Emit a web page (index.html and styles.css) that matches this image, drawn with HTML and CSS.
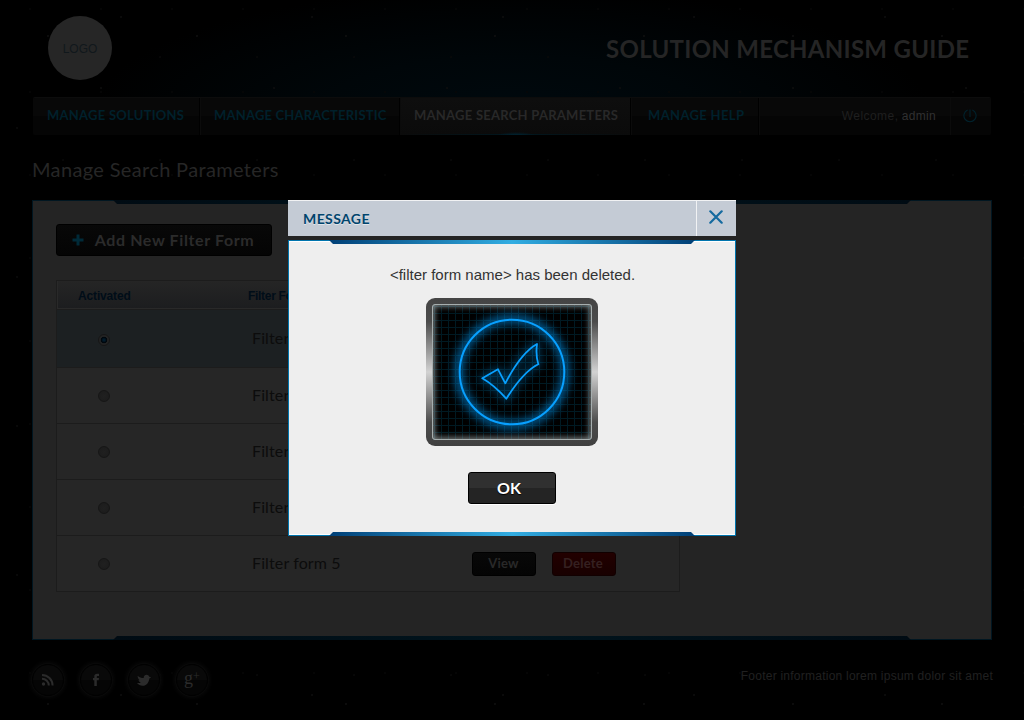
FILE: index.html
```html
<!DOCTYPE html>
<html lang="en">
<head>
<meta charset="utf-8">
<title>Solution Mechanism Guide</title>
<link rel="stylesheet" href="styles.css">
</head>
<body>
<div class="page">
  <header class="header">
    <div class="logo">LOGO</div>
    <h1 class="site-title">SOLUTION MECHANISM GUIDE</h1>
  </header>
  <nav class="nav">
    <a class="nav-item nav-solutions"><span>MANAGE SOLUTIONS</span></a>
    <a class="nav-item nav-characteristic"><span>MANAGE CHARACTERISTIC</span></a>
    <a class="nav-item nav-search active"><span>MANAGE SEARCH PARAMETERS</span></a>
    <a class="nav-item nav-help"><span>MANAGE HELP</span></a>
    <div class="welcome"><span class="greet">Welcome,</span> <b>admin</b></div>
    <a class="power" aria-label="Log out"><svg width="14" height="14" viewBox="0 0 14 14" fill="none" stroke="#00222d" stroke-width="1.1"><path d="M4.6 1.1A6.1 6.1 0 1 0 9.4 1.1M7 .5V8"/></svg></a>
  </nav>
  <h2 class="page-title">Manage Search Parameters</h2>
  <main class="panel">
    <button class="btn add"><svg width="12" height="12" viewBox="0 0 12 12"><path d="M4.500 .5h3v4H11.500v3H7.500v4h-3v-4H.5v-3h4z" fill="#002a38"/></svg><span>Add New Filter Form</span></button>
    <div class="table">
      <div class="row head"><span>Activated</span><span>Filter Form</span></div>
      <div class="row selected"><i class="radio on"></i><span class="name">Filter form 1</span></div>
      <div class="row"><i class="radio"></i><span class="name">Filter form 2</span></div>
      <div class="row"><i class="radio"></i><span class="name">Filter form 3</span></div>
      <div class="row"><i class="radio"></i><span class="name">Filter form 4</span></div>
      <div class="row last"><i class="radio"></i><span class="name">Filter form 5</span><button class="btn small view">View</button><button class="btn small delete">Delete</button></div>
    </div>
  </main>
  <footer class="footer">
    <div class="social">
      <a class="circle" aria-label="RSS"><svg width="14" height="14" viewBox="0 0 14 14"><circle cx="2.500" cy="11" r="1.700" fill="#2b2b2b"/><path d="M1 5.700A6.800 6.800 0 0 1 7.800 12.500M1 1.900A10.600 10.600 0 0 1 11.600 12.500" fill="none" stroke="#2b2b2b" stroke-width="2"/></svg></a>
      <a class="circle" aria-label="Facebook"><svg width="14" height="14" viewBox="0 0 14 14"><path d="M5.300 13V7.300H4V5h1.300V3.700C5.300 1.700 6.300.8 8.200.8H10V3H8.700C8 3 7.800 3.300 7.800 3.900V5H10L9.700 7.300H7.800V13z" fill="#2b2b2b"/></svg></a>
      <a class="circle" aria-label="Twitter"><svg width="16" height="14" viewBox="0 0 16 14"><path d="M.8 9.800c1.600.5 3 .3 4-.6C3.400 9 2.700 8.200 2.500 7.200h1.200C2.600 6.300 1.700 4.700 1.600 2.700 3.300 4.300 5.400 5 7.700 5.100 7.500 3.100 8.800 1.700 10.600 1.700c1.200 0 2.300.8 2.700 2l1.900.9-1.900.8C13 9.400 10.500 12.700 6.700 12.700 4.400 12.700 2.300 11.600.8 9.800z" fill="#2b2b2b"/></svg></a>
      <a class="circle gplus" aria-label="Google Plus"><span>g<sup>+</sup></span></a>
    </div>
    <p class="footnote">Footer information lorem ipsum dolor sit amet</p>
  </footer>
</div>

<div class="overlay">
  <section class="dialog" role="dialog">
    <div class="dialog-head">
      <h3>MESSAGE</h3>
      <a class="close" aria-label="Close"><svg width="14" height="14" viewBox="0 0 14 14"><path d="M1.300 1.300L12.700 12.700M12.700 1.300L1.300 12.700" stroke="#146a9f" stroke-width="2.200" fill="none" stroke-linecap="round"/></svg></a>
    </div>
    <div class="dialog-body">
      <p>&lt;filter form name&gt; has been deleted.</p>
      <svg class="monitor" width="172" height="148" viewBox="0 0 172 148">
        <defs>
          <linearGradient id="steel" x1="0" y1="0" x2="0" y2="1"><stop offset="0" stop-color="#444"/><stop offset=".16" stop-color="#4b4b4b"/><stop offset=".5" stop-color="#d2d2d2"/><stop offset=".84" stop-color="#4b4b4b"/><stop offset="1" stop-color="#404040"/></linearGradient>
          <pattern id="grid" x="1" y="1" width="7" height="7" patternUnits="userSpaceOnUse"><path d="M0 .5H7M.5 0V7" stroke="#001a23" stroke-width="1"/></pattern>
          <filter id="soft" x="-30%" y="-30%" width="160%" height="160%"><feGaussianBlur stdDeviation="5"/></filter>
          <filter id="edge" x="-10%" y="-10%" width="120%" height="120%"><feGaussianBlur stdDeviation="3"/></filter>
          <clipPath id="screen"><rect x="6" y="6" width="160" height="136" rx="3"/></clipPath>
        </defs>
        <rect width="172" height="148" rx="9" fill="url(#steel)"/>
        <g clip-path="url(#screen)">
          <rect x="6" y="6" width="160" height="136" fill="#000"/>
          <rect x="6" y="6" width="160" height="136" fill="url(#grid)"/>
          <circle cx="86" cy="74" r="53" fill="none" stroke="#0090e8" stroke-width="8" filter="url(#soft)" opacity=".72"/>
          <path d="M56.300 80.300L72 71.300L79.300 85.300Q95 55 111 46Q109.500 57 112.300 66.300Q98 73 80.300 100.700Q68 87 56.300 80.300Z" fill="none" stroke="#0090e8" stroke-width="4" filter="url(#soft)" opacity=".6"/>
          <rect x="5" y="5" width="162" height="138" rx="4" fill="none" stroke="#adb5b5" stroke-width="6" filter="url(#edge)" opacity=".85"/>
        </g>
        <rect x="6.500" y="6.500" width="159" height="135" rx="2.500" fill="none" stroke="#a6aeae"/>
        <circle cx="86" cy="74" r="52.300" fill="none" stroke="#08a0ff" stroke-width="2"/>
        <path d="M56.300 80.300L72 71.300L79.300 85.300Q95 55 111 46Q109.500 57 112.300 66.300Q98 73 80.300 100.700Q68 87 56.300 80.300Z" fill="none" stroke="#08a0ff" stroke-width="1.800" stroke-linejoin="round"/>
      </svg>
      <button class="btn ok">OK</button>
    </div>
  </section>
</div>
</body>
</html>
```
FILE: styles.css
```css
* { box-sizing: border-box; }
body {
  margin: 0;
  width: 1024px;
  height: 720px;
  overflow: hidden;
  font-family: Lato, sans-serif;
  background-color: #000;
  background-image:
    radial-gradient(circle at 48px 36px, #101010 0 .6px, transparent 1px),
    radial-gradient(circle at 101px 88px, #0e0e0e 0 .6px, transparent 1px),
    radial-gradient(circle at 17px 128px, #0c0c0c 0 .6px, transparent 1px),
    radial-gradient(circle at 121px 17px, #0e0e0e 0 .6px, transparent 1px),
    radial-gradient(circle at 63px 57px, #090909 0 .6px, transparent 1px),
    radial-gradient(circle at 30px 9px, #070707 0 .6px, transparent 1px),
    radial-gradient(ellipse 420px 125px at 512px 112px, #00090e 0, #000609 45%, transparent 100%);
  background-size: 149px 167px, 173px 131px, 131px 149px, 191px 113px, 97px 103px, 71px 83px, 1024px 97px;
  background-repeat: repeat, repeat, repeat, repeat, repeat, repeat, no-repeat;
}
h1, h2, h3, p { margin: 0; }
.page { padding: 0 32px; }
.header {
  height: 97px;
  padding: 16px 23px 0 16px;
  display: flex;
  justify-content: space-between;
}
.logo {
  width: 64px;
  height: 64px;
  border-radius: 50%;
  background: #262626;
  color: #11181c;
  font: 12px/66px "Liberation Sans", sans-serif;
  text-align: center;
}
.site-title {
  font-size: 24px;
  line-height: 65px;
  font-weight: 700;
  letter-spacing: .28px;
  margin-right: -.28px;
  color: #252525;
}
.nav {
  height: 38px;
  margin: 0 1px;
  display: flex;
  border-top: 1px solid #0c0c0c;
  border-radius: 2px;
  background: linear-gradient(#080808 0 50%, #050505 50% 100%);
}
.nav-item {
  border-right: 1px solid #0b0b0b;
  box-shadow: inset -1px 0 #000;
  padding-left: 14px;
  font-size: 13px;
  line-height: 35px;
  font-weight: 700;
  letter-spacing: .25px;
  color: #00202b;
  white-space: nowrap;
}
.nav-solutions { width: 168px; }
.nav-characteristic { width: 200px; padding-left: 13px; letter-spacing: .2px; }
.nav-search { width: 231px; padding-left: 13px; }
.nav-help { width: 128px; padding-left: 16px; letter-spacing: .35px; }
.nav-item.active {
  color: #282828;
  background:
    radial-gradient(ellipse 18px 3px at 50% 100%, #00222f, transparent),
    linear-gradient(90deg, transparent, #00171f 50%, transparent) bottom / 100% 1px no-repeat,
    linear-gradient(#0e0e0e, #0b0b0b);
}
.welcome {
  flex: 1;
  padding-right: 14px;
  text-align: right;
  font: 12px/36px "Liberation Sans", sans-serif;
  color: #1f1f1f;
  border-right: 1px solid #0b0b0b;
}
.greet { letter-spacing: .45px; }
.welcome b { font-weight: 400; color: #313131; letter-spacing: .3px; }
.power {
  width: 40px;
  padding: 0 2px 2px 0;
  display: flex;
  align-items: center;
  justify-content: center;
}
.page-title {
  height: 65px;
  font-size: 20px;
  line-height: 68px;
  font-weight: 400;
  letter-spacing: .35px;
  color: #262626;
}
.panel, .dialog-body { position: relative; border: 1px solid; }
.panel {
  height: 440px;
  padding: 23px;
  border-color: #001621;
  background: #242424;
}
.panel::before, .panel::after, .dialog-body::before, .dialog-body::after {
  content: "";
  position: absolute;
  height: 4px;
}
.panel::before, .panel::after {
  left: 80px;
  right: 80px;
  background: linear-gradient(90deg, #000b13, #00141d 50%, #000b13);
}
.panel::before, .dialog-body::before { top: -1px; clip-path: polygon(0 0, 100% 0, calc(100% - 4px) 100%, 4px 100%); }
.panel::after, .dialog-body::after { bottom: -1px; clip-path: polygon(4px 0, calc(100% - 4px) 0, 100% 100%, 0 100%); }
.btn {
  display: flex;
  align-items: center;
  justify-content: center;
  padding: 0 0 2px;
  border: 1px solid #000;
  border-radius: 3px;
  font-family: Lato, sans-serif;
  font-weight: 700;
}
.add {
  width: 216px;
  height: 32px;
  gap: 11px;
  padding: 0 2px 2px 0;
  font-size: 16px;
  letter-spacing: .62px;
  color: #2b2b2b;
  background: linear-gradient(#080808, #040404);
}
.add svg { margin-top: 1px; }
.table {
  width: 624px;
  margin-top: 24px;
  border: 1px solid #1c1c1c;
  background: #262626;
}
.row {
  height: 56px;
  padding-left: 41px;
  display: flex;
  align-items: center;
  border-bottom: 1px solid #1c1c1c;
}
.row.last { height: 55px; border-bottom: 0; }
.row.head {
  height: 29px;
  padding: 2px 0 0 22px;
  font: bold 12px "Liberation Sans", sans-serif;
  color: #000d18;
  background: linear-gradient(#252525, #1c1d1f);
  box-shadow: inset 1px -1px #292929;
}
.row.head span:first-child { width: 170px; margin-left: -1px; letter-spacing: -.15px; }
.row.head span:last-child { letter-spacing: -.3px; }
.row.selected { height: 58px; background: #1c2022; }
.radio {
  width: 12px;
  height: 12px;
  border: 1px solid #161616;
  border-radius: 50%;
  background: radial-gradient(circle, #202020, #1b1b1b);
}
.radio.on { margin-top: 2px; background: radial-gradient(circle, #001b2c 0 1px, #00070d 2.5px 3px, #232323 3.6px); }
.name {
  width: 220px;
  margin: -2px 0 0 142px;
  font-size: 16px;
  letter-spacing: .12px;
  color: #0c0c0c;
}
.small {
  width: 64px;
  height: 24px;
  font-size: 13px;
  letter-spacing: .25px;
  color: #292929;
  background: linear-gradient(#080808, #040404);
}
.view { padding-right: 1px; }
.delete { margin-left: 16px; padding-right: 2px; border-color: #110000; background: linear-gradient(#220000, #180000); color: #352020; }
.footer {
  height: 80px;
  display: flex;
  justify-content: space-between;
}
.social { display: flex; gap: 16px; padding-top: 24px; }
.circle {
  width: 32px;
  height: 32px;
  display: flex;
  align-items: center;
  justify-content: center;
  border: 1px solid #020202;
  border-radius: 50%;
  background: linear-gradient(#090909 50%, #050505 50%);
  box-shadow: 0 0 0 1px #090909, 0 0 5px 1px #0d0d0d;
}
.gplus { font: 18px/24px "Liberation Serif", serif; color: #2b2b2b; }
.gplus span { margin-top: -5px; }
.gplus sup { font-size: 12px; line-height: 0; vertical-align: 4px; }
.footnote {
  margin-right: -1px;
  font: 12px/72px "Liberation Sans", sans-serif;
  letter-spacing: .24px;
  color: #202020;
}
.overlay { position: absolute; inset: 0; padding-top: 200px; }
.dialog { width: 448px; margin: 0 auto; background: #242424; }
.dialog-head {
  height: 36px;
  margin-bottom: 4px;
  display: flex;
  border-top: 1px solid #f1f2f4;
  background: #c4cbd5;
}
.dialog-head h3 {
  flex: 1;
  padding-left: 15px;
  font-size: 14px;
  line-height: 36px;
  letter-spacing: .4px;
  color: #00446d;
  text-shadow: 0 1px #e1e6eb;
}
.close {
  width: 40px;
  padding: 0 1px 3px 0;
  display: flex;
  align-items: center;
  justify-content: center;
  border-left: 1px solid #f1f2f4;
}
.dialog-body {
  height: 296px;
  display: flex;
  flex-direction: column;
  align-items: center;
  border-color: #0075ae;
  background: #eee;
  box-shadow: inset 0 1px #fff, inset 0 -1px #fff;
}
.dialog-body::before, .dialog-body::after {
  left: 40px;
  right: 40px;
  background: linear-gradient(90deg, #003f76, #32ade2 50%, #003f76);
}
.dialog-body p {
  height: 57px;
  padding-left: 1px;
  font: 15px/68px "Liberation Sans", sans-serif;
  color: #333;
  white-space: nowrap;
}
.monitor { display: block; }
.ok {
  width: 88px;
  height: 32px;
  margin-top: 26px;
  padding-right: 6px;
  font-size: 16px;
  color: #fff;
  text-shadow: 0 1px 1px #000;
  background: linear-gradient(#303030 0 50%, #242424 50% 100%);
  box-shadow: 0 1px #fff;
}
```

────────

TASK BRIEF: Each line holding the word "styles" counts once; report the total and nothing else.

COMPLETED EXERCISE: 3